Erinnert sei, dass unter dem Kurfürsten und polnischen König Friedrich August I. (August II.), besser bekannt als August der Starke, zahlreiche mit dem sächsisch-polnischen Wappen geschmückte Postmeilensäulen errichtet wurden. Die Entfernungsangaben bedeuten 1 Meile = 2 Wegestunden = 9,06 Kilometer. Als die ursprünglich etwa 1200 Säulen aus Sandstein ausgedient hatten, wurden zahlreiche dieser für den Post- und Reiseverkehr wichtigen Monumente abgebaut und manche als Baumaterial weiter verwendet. Um die Reste kümmert sich der Verein Forschungsgruppe Kursächsische Postmeilensäulen e.V., der auch verloren gegangene Postsäulen am alten Ort neu aufstellt und das Thema erforscht und publiziert.

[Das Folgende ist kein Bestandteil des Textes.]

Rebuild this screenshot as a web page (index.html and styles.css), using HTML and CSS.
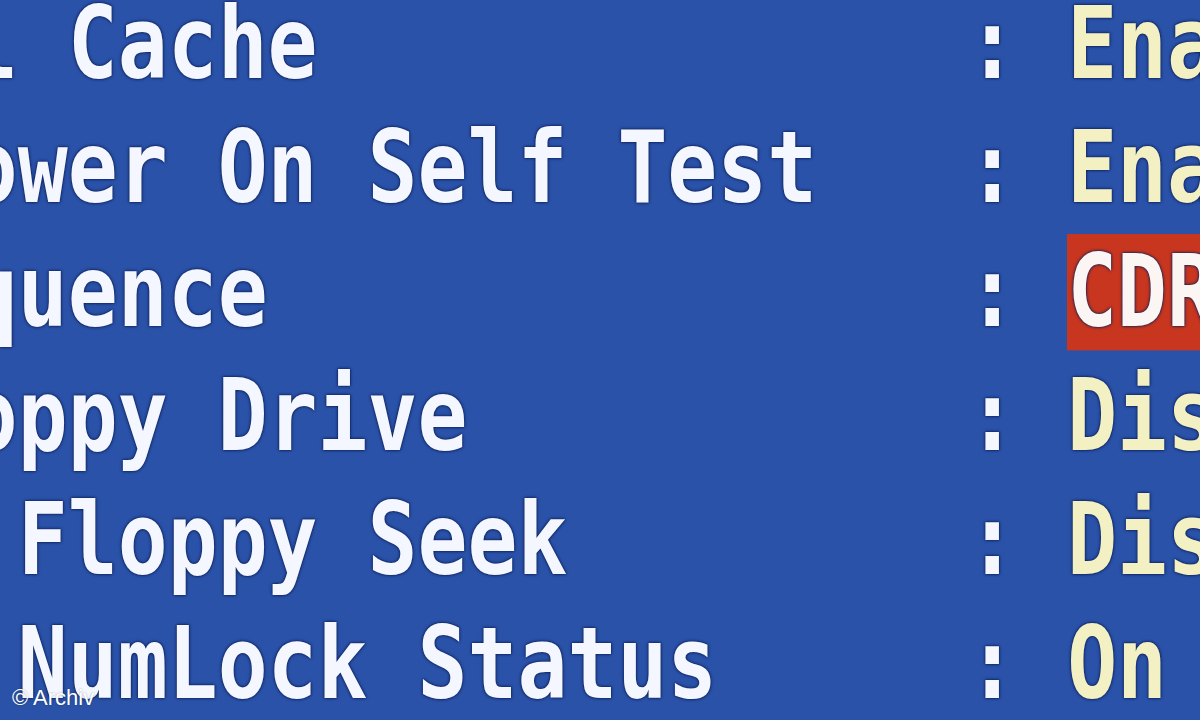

Vermessung mit der Kutsche
Kursachsen wurde schon im ausgehenden 16. Jahrhundert vermessen. Um 1700 gab es auch in anderen Territorien, etwa Pommern und Mecklenburg, solche Erhebungen. Der Pfarrer und Kartograph Adam Friedrich Zürner legte im Auftrag Augusts des Starken mit seinem „geometrischen Wagen“ in Kursachsen sowie weiteren sächsisch-ernestinischen Fürstentümern über 18 000 sächsische Meilen zurück. Das waren umgerechnet rund 163 116 Kilometer. Schon 1717 erschien Zürners erste „Chur-Sächsische Post-Charte“. Vier Jahre später befahl der Kurfürst und polnische König die Errichtung der steinernen Postsäulen.

Mit ihrem Zustand muss es nach seinem Tod 1733 nicht gut bestellt gewesen sein, denn ab 1748 hat sein Sohn und Nachfolger Friedrich August II. (als König von Polen August III.) die „Wiederaufrichtung und Ergänzung derer verfallenen Straßen- und Postsäulen“ veranlasst. Nachdem im Ergebnis des Wiener Kongresses mehr als die Hälfte des mit dem unterlegenen Franzosenkaiser Napoleon I. verbündeten Königreichs Sachsen an das siegreiche Preußen gefallen war, wurde die Beseitigung der Postsäulen mit ihren als irreführend empfundenen Zeit - und Entfernungsangaben angeordnet, wohl aber nicht ganz und gar realisiert.

Der Land- und Grenzkommissar Zürner, wie sein Titel lautete, legte 1718 nach umfassender Erkundung Kursachsens seine „Neue Chursächsische Post-Charte“ vor. Um den Auftrag Augusts des Starken effektiv und präzise zu erledigen, konstruierte er einen geografischen Messwagen, mit dem sehr genaue Daten gewonnen wurden. Die in einen Messwagen umgebaute Kutsche besaß ein Gestänge, das die Umdrehungen des Hinterrades auf ein Zählwerk übertrug. Im Ergebnis von Zürners Landvermessung wurden ab 1721 die kursächsischen Postmeilensäulen in den sächsischen Städten und entlang der Poststraßen errichtet.